Thanks @wvangeit for the link. As a clarification: Werner issue addresses keeping resource specifications over the template creation & instantiation process. T This issue is specifically about the S4L Python Runners, whose defaults should be modified.

mguidon commented 1 month ago

Hi. The defaults are kept to a minimum on purpose. If you need to increase the resources, this should be done via personalized resources in the UI.

mguidon commented 1 month ago

I think the cloned study should only fallback to default resources only if the sharee does not have enough permissions to change them

JavierGOrdonnez commented 1 month ago

Probably that is what happened - Werner does not have permission to change them.

However this is problematic imho. If I create a template for a collaborator, I would like to be able to share that template with external collaborators in a functional state, and without needing to give them the right to change resources in all their services in all their studies.

JavierGOrdonnez commented 1 month ago

With regards to minimize resources, I would agree for generic python runner. But for S4L python runner, I cannot think of almost any task which requires S4L and will fit within such constraints -- most S4L runners are used for either / both simulations and postprocessing which take significant resources. Even for a simple data extraction from S4L (the simplest task, compute-wise, that I can think of), it is likely that the model + simulation to be extracted will be more than 2GB.

wvangeit commented 1 month ago

I agree with @JavierGOrdonnez . Imo a template should be an 'exact' copy of the original study, and the resources should be part of that copy. Implicit downgrading of these resources is confusing. If the user can't run the template because he/she has no access to these resource, a warning should be shown to the user. There are two options imo. Or we don't downgrade the resource, and we can still warn the creator the template that it might not be able to be run by all people, because the resources are modified. Or, we do force a downgrade of the resources, but then we definitely warn the creator of the template this is happening, and that the template should probably be tested with the downgraded resources.

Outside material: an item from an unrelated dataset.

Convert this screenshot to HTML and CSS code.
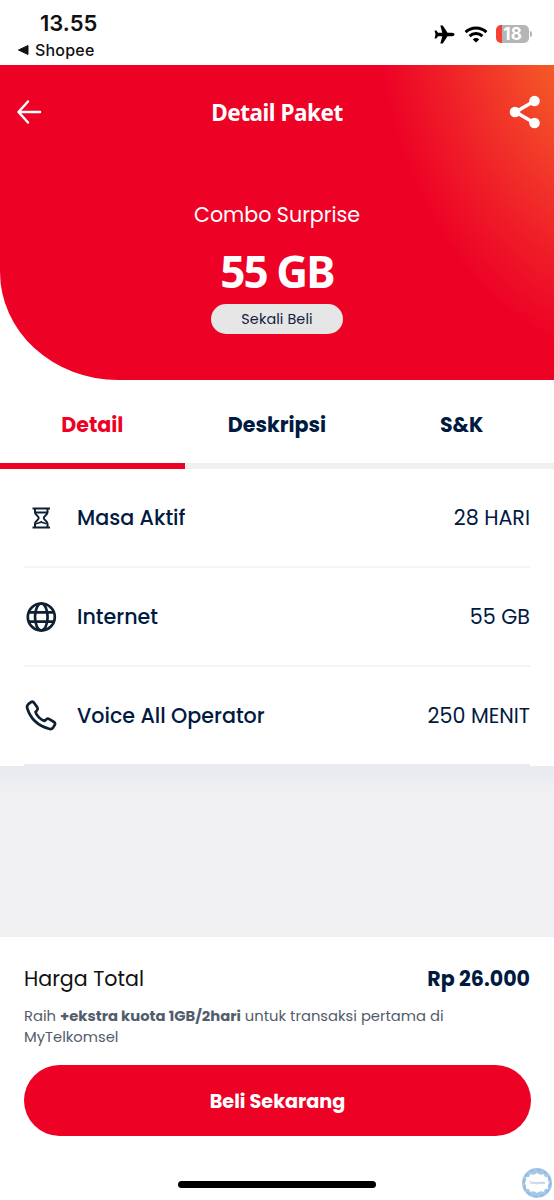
FILE: index.html
```html
<!DOCTYPE html>
<html lang="id">
<head>
<meta charset="utf-8">
<title>Detail Paket</title>
<link rel="stylesheet" href="styles.css">
</head>
<body>
<div class="status">
  <div class="status-left">
    <div class="clock">13.55</div>
    <div class="back-app"><svg width="11" height="10" viewBox="0 0 11 10"><path d="M10 .5v9L.5 5z" fill="#111" stroke="#111" stroke-linejoin="round"/></svg><span>Shopee</span></div>
  </div>
  <div class="status-right">
    <svg width="21" height="19" viewBox="0 0 21 19"><path d="M20.500 9.500c0-.9-1.200-1.700-2.500-1.700h-4.500L8.800.5H6.300L8.300 7.800H4L2.400 5.600H.6L1.500 9.500.6 13.400h1.800L4 11.200h4.300l-2 7.300h2.500l4.700-7.300H18c1.300 0 2.500-.8 2.500-1.700z" fill="#000"/></svg>
    <svg class="wifi" width="24" height="17" viewBox="0 0 24 17"><g fill="none" stroke="#000" stroke-width="3"><path d="M1.600 6.100a15 15 0 0 1 20.800 0"/><path d="M5.600 10.200a9.200 9.200 0 0 1 12.800 0"/></g><path d="M8.800 13.400a4.600 4.600 0 0 1 6.400 0L12 16.600z" fill="#000"/></svg>
    <div class="battery"><span>18</span></div><i class="battery-tip"></i>
  </div>
</div>

<header class="hero">
  <nav class="navbar">
    <svg width="26" height="26" viewBox="0 0 26 26" fill="none" stroke="#fff" stroke-width="2.500" stroke-linecap="round" stroke-linejoin="round"><path d="M24 13H3M12 2.500 2.500 13 12 23.500"/></svg>
    <h1>Detail Paket</h1>
    <svg width="32" height="34" viewBox="0 0 32 34"><path d="M25.500 6 6.500 17l19 11" fill="none" stroke="#fff" stroke-width="3.500"/><g fill="#fff"><circle cx="25.500" cy="6" r="5.300"/><circle cx="6" cy="17" r="5.300"/><circle cx="25.500" cy="28" r="5.300"/></g></svg>
  </nav>
  <div class="plan">Combo Surprise</div>
  <div class="quota">55 GB</div>
  <div class="pill">Sekali Beli</div>
</header>

<div class="tabs">
  <div class="tab active">Detail</div>
  <div class="tab">Deskripsi</div>
  <div class="tab">S&amp;K</div>
</div>

<main class="list">
  <div class="row">
    <svg width="34" height="34" viewBox="0 0 34 34" fill="none" stroke="#0e2133" stroke-width="2"><path d="M8.500 7.500h17.500M8.500 26.500h17.500M11 8v3.500c0 2.500 3.700 3.500 3.700 5.500s-3.700 3-3.700 5.500v4M23.500 8v3.500c0 2.500-3.700 3.500-3.700 5.500s3.700 3 3.700 5.500v4M11.500 11.500h11.500"/><path d="M12 23c1.500-1.300 3.500-.7 5.200-2.200 1.700 1.500 3.800.9 5.300 2.200" stroke-width="1.600"/></svg>
    <span class="label">Masa Aktif</span><span class="value">28 HARI</span>
  </div>
  <div class="row">
    <svg width="34" height="34" viewBox="0 0 34 34" fill="none" stroke="#0e2133" stroke-width="2.700"><circle cx="17.300" cy="17" r="13.500"/><ellipse cx="17.300" cy="17" rx="6.300" ry="13.500"/><path d="M4.800 12.300h25M4.800 21.700h25"/></svg>
    <span class="label">Internet</span><span class="value">55 GB</span>
  </div>
  <div class="row">
    <svg width="34" height="34" viewBox="0 0 34 34" fill="none" stroke="#0e2133" stroke-width="2.700" stroke-linejoin="round"><path d="M4.300 5.200 7 3.200c1-.7 2.200-.5 3 .5l3.300 4.700c.7 1 .5 2.100-.3 3l-1.500 1.500c1 3.800 5 7.700 9 9l2-1.700c.8-.7 1.900-.7 2.800-.1l4.700 2.900c1.100.7 1.400 2 .7 3l-1.500 2.400c-.9 1.300-2.600 1.900-4.300 1.400C14 26.700 6.500 19.500 3.300 9.500c-.5-1.600-.2-3.200 1-4.300z"/></svg>
    <span class="label">Voice All Operator</span><span class="value">250 MENIT</span>
  </div>
</main>

<div class="gap"></div>

<footer class="checkout">
  <div class="total"><span class="total-label">Harga Total</span><span class="price">Rp 26.000</span></div>
  <p class="promo">Raih <b>+ekstra kuota 1GB/2hari</b> untuk transaksi pertama di<br>MyTelkomsel</p>
  <button class="buy">Beli Sekarang</button>
  <div class="home-bar"></div>
  <svg class="badge" width="32" height="32" viewBox="0 0 32 32"><circle cx="16" cy="16" r="15" fill="#a6c8e6"/><circle cx="16" cy="16" r="13.500" fill="none" stroke="#8fb8dd" stroke-width="1.500" stroke-dasharray="4 3"/><path d="M5 10q4 1 4-3 4 2 7-1 3 3 7 1 0 4 4 3-1 3 1 6-2 3-1 6-4-1-4 3-4-2-7 1-3-3-7-1 0-4-4-3 1-3-1-6 2-3 1-6z" fill="#fff"/><text x="16" y="17" text-anchor="middle" font-size="3.200" font-family="Inter, sans-serif" fill="#7ca5cc">Tokopedia</text></svg>
</footer>
</body>
</html>
```
FILE: styles.css
```css
* { box-sizing: border-box; }
body { margin: 0; width: 554px; height: 1200px; overflow: hidden; background: #fff; color: #001a41; font-family: Poppins, Inter, sans-serif; display: flex; flex-direction: column; }
svg { display: block; flex: none; }

.status { height: 65px; display: flex; justify-content: space-between; padding: 10px 22px 0 18px; color: #111; font-family: Inter, sans-serif; }
.clock { font-size: 22px; line-height: 27px; font-weight: 600; padding-left: 22px; }
.back-app { display: flex; align-items: center; gap: 6px; font-size: 16px; line-height: 20px; font-weight: 500; margin-top: 3px; letter-spacing: .2px; }
.status-right { display: flex; align-items: center; height: 28px; margin-top: 10px; }
.wifi { margin-left: 9px; }
.battery { margin-left: 8px; width: 33px; height: 18px; border-radius: 5px; background: linear-gradient(90deg, #f44336 0 6px, #b5b5b5 6px); color: #fff; font-size: 17px; line-height: 18px; font-weight: 700; text-align: center; }
.battery-tip { width: 2px; height: 6px; margin-left: 1px; background: #b5b5b5; border-radius: 0 2px 2px 0; }

.hero { height: 315px; border-radius: 0 0 0 118px / 0 0 0 108px; background: radial-gradient(ellipse 265px 375px at 640px -80px, #f45c28 38%, #f23c29 58%, #ef1f28 78%, #ed0226 100%); color: #fff; display: flex; flex-direction: column; align-items: center; }
.navbar { width: 100%; height: 94px; padding: 0 13px 0 16px; display: flex; justify-content: space-between; align-items: center; }
.navbar h1 { margin: 1px 0 0 3px; font: 700 22.500px/30px "Noto Sans", sans-serif; letter-spacing: -.45px; }
.plan { margin-top: 41px; font-size: 20.600px; line-height: 30px; }
.quota { margin-top: 16px; font: 700 44px/50px "Noto Sans", sans-serif; letter-spacing: -1.900px; }
.pill { margin-top: 8px; width: 132px; height: 30px; border-radius: 15px; background: #e6e6e7; color: #14213f; font-size: 14.400px; line-height: 31px; text-align: center; letter-spacing: .1px; }

.tabs { height: 89px; display: grid; grid-template-columns: repeat(3, 1fr); }
.tab { border-bottom: 6px solid #f0f0f1; text-align: center; font-size: 20.600px; font-weight: 700; line-height: 89px; height: 89px; }
.tab.active { color: #ed0226; border-color: #ed0226; }

.list { padding: 0 24px; }
.row { height: 99px; display: flex; align-items: center; border-bottom: 2px solid #f5f5f6; font-size: 20.650px; }
.row:last-child { border-color: #e9ebf0; }
.row svg { margin-top: 1px; }
.label { margin-left: 19px; font-weight: 500; }
.value { margin-left: auto; font-weight: 400; }

.gap { height: 171px; background: linear-gradient(#e9ebf0 0 10px, #f0f0f2 20px); }
.checkout { position: relative; flex: 1; padding: 26px 24px 0; background: #fff; }
.total { display: flex; justify-content: space-between; line-height: 32px; font-size: 20.600px; }
.total-label { color: #111; }
.price { font-weight: 700; }
.promo { margin: 11px 0 0; font-size: 14.750px; line-height: 21px; color: #525d6c; white-space: nowrap; }
.promo b { font-weight: 700; }
.buy { display: block; width: 507px; height: 71px; margin: 17px 0 0; border: 0; border-radius: 36px; background: #ed0226; color: #fff; font: 700 19.200px/71px Poppins, Inter, sans-serif; }
.home-bar { width: 198px; height: 7px; border-radius: 4px; background: #000; margin: 45px auto 0; }
.badge { position: absolute; right: 1px; bottom: 1px; }
```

mguidon commented 1 month ago

What we did in the past with collaborators was:

  1. Create a dedicated group
  2. share all services from the study with them
  3. Override the resource specs to the required amount for all members of the group, or give all members of the group acess to resource overriding. (I prefer the formr)

Unfortunately, step 3 needs to be performed in the db direclty.

JavierGOrdonnez commented 1 month ago

Thanks for the clarification. For me, this sounds messy and prone to human error. Furthermore, I would argue that the resource specifications should be attached to the template / study and not to the user, to ensure consistent results (same template / study should run no matter which user is running it).

mguidon commented 1 month ago

Well, you are saying this because you do not have to pay for the usage 😂

Lets discuss this in person.

wvangeit commented 1 month ago

This seems to be rather a waste of resource to me, because a user might start running a study, that might fail at some point because a service has not the required resources.

The cleanest would be that the resources are attached to the study (i.e. nodes inside a study), and when running the study, it stops the users from the beginning when he/she doesn't have the required resources. So that they user can decide to increase these, and as such knows about the consequences wrt credits etc.

JavierGOrdonnez commented 1 month ago

Fyi publishing my version of the study (in which all services have 4CPU and 32GB RAM) as a template and then opening it again, results in reset resource values. I am the Owner of both the initial study and the template, and I haven't shared it with anyone else.

image

JavierGOrdonnez commented 1 month ago

This is quite critical - it is not possible to run metamodeling with these defaults. @mguidon I propose the defaults are increased for the Metamodeling user group, asap, so that we can move on. Then we discuss & implement a more general approach. Would that be possible?

mguidon commented 1 month ago

I see. That is clearly not how I was assuming this works. So lets go for option 3a then. Lets move to PM

sanderegg commented 1 month ago

@wvangeit @JavierGOrdonnez @mguidon Please check:

which are bugs with the template creation regarding resources.

Nevertheless, I would like also to highlight that this current process of creating templates for meta modelling is absolutely wrong and we should fix it and allow for batch creation instead of that cause now we start chasing dragons:

mguidon commented 1 month ago

Thanks @sanderegg I just wanted to starting reproducing this.